The fastest way I have found to convert a string to an array is
arr = np.array([mystr]).view(dtype='U1')
Another (slower) way to convert a string to an array of unicode code points based on @Daniel Mesejo's comment:
arr = np.fromiter(mystr, dtype='U1', count=len(mystr))
Looking at the source code for fromiter
shows that setting the count
parameter to the length of the string will cause the entire array to be allocated at once, instead of performing multiple reallocations.
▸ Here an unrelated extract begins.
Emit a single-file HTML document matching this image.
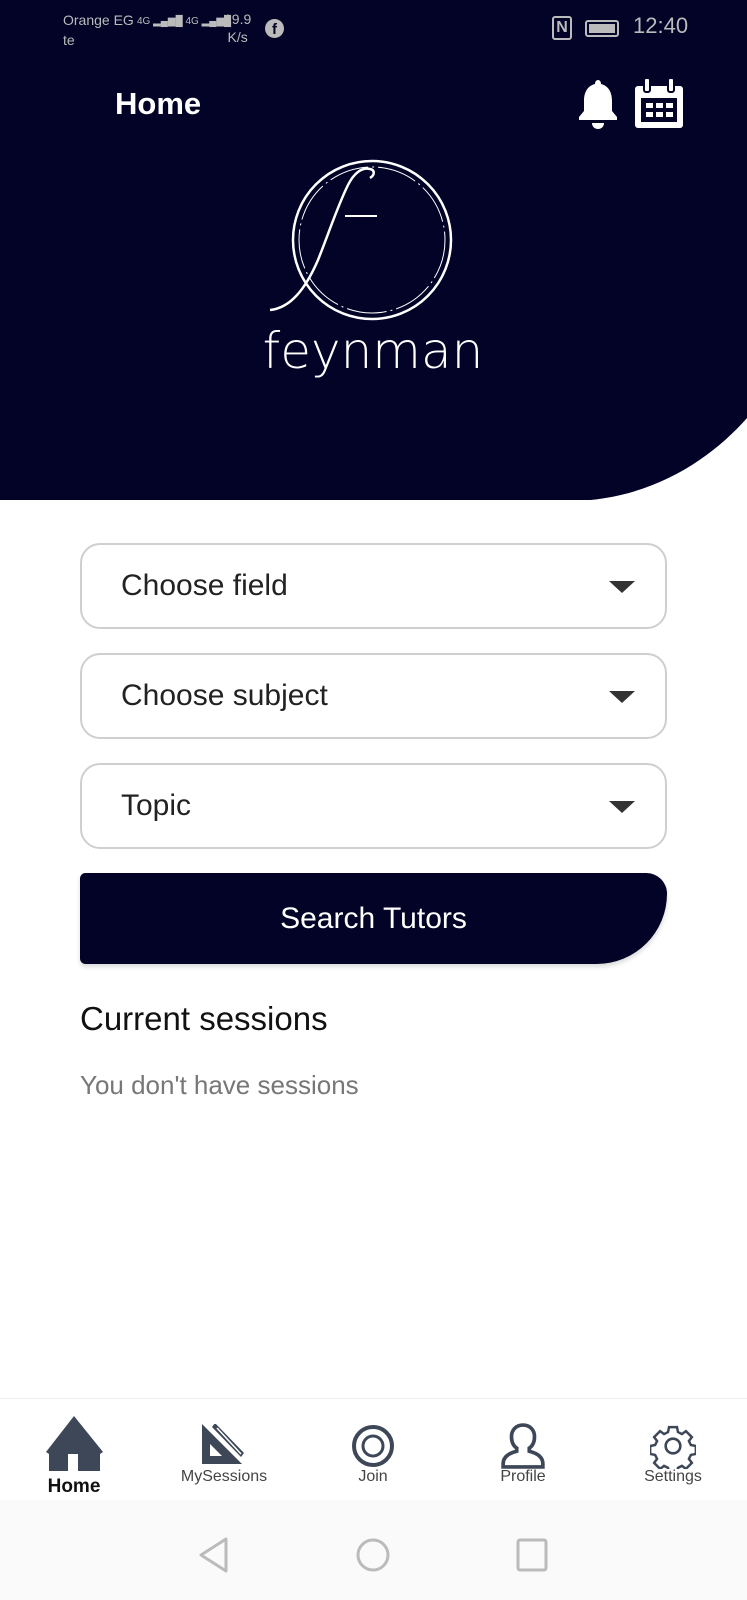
<!DOCTYPE html>
<html><head><meta charset="utf-8"><style>
*{margin:0;padding:0;box-sizing:border-box}
body{width:747px;height:1600px;position:relative;background:#fff;font-family:"Liberation Sans",sans-serif;overflow:hidden}
.hdr{position:absolute;left:0;top:0;width:747px;height:500px;background:#020326}
.abs{position:absolute}
.dd{position:absolute;left:80px;width:587px;height:86px;border:2px solid #cfcfcf;border-radius:20px;background:#fff}
.dd span{position:absolute;left:39px;top:50%;transform:translateY(-50%);font-size:30px;color:#222}
.dd i{position:absolute;right:30px;top:36px;width:0;height:0;border-left:13px solid transparent;border-right:13px solid transparent;border-top:12px solid #333}
.btn{position:absolute;left:80px;top:873px;width:587px;height:91px;background:#020326;border-radius:6px 22px 75px 6px;color:#fff;font-size:30px;text-align:center;line-height:91px;box-shadow:0 3px 5px rgba(0,0,0,.15)}
.lbl{position:absolute;top:1468px;font-size:16px;color:#444;transform:translateX(-50%);white-space:nowrap}
</style></head><body>
<div class="hdr"></div>
<svg class="abs" style="left:0;top:0" width="747" height="501"><path d="M571 501 C650 500 710 460 747 418 L747 501 Z" fill="#fff"/></svg>
<div class="abs" style="left:63px;top:10px;font-size:14px;color:#bbb;line-height:20px">Orange EG<br>te</div>
<div class="abs" style="left:137px;top:16px;font-size:10px;color:#bbb">4G ▂▄▆█ 4G ▂▄▆█</div>
<div class="abs" style="left:224px;top:10px;font-size:14px;color:#bbb;line-height:18px;text-align:center">19.9<br>K/s</div>
<div class="abs" style="left:265px;top:19px;width:19px;height:19px;border-radius:50%;background:#bbb;color:#020326;font-size:15px;font-weight:bold;text-align:center;line-height:21px">f</div>
<div class="abs" style="left:552px;top:16px;width:20px;height:24px;border:2px solid #bbb;border-radius:3px;color:#bbb;font-size:16px;font-weight:bold;text-align:center;line-height:20px">N</div>
<div class="abs" style="left:585px;top:20px;width:34px;height:17px;border:2px solid #bbb;border-radius:3px;padding:2px"><div style="background:#bbb;width:100%;height:100%"></div></div>
<div class="abs" style="left:633px;top:13px;font-size:22px;color:#bbb">12:40</div>
<div class="abs" style="left:115px;top:86px;font-size:31px;font-weight:bold;color:#fff">Home</div>
<svg class="abs" style="left:575px;top:78px" width="46" height="52" viewBox="0 0 46 52"><path d="M23 2c2 0 3 2 3 4 8 2 11 9 11 17v10l5 6v3H4v-3l5-6V23c0-8 3-15 11-17 0-2 1-4 3-4z" fill="#fff"/><path d="M17 45h12c0 4-3 6-6 6s-6-2-6-6z" fill="#fff"/></svg>
<svg class="abs" style="left:633px;top:78px" width="52" height="52" viewBox="0 0 52 52"><rect x="2" y="8" width="48" height="42" rx="3" fill="#fff"/><rect x="8" y="20" width="36" height="24" fill="#020326"/><rect x="11" y="0" width="6" height="14" rx="2" fill="#fff" stroke="#020326" stroke-width="2"/><rect x="35" y="0" width="6" height="14" rx="2" fill="#fff" stroke="#020326" stroke-width="2"/><g fill="#fff"><rect x="13" y="25" width="7" height="5"/><rect x="23" y="25" width="7" height="5"/><rect x="33" y="25" width="7" height="5"/><rect x="13" y="34" width="7" height="5"/><rect x="23" y="34" width="7" height="5"/><rect x="33" y="34" width="7" height="5"/></g></svg>
<svg class="abs" style="left:260px;top:150px" width="230" height="200" viewBox="0 0 230 200"><circle cx="112" cy="90" r="79" fill="none" stroke="#fff" stroke-width="2.5"/><circle cx="112" cy="90" r="73" fill="none" stroke="#fff" stroke-width="1" stroke-dasharray="40 4 2 4"/><path d="M10 160c20-2 35-20 48-50 10-25 20-55 30-75 6-12 14-18 22-16 5 1 5 6 0 9" fill="none" stroke="#fff" stroke-width="2.5"/><path d="M85 66h32" stroke="#fff" stroke-width="2"/></svg>
<div class="abs" style="left:373px;top:322px;transform:translateX(-50%);font-size:50px;color:#fff;font-family:'DejaVu Sans','Liberation Sans',sans-serif;font-weight:200;white-space:nowrap">feynman</div>
<div class="dd" style="top:543px"><span>Choose field</span><i></i></div>
<div class="dd" style="top:653px"><span>Choose subject</span><i></i></div>
<div class="dd" style="top:763px"><span>Topic</span><i></i></div>
<div class="btn">Search Tutors</div>
<div class="abs" style="left:80px;top:1000px;font-size:33px;color:#111">Current sessions</div>
<div class="abs" style="left:80px;top:1070px;font-size:26px;color:#777">You don't have sessions</div>
<div class="abs" style="left:0;top:1398px;width:747px;height:1px;background:#eee"></div>
<div class="abs" style="left:0;top:1500px;width:747px;height:100px;background:#fafafa"></div>
<svg class="abs" style="left:45px;top:1416px" width="59" height="56" viewBox="0 0 59 56"><path d="M4 34L29 3l26 31v21H4z" fill="#3d4758"/><path d="M29 0L58 36l-3 2H4l-3-2z" fill="#3d4758"/><rect x="23" y="38" width="10" height="17" fill="#fff"/></svg>
<div class="lbl" style="left:74px;top:1476px;font-weight:bold;color:#111;font-size:19px">Home</div>
<svg class="abs" style="left:202px;top:1424px" width="44" height="40" viewBox="0 0 44 40"><path d="M0 0L40 40H0z" fill="#3d4758"/><path d="M8 20L20 32H8z" fill="#fff"/><path d="M12 0l28 30-2 3L10 3z" fill="#fff"/><path d="M13 -1l29 30-3 4-29-30z" fill="#3d4758"/><path d="M15 4l24 26" stroke="#fff" stroke-width="1.5"/></svg>
<div class="lbl" style="left:224px">MySessions</div>
<svg class="abs" style="left:351px;top:1424px" width="44" height="44"><circle cx="22" cy="22" r="19" fill="none" stroke="#3d4758" stroke-width="4"/><circle cx="22" cy="22" r="10" fill="none" stroke="#3d4758" stroke-width="3"/></svg>
<div class="lbl" style="left:373px">Join</div>
<svg class="abs" style="left:500px;top:1423px" width="46" height="46" viewBox="0 0 44 44"><path d="M22 2c7 0 11 5 11 11 0 5-2 9-5 11v3c8 2 13 6 13 12v3H3v-3c0-6 5-10 13-12v-3c-3-2-5-6-5-11 0-6 4-11 11-11z" fill="none" stroke="#3d4758" stroke-width="3.5"/></svg>
<div class="lbl" style="left:523px">Profile</div>
<svg class="abs" style="left:650px;top:1423px" width="46" height="46" viewBox="0 0 44 44"><g transform="translate(22 22)" fill="none" stroke="#3d4758" stroke-width="2.5"><path d="M-4 -19h8l1 5 4 2 4-3 6 6-3 4 2 4 5 1v8l-5 1-2 4 3 4-6 6-4-3-4 2-1 5h-8l-1-5-4-2-4 3-6-6 3-4-2-4-5-1v-8l5-1 2-4-3-4 6-6 4 3 4-2z" transform="scale(.95)"/><circle r="7"/></g></svg>
<div class="lbl" style="left:673px">Settings</div>
<svg class="abs" style="left:195px;top:1535px" width="40" height="40"><path d="M31 4L6 20l25 16z" fill="none" stroke="#bbb" stroke-width="3" stroke-linejoin="round"/></svg>
<svg class="abs" style="left:353px;top:1535px" width="40" height="40"><circle cx="20" cy="20" r="15" fill="none" stroke="#bbb" stroke-width="3"/></svg>
<svg class="abs" style="left:512px;top:1535px" width="40" height="40"><rect x="6" y="5" width="28" height="30" rx="2" fill="none" stroke="#bbb" stroke-width="3"/></svg>
</body></html>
To convert back to a string:
str(arr.view(dtype=f'U{arr.size}')[0])
For most purposes, the final conversion to Python str
is not necessary since np.str_
is a subclass of str
.
arr.view(dtype=f'U{arr.size}')[0]
Appendix: Timing of frombuffer
vs array
100
mystr = ''.join(chr(random.choice(range(1, 0x1000))) for _ in range(100))
%timeit np.array([mystr]).view(dtype='U1')
1.43 µs ± 27.9 ns per loop (mean ± std. dev. of 7 runs, 1000000 loops each)
%timeit np.frombuffer(bytearray(mystr, 'utf-32-le'), dtype='U1')
1.2 µs ± 9.06 ns per loop (mean ± std. dev. of 7 runs, 1000000 loops each)
10000
mystr = ''.join(chr(random.choice(range(1, 0x1000))) for _ in range(10000))
%timeit np.array([mystr]).view(dtype='U1')
4.33 µs ± 13.1 ns per loop (mean ± std. dev. of 7 runs, 100000 loops each)
%timeit np.frombuffer(bytearray(mystr, 'utf-32-le'), dtype='U1')
10.9 µs ± 29.1 ns per loop (mean ± std. dev. of 7 runs, 100000 loops each)
1000000
mystr = ''.join(chr(random.choice(range(1, 0x1000))) for _ in range(1000000))
%timeit np.array([mystr]).view(dtype='U1')
672 µs ± 1.64 µs per loop (mean ± std. dev. of 7 runs, 1000 loops each)
%timeit np.frombuffer(bytearray(mystr, 'utf-32-le'), dtype='U1')
732 µs ± 5.22 µs per loop (mean ± std. dev. of 7 runs, 1000 loops each)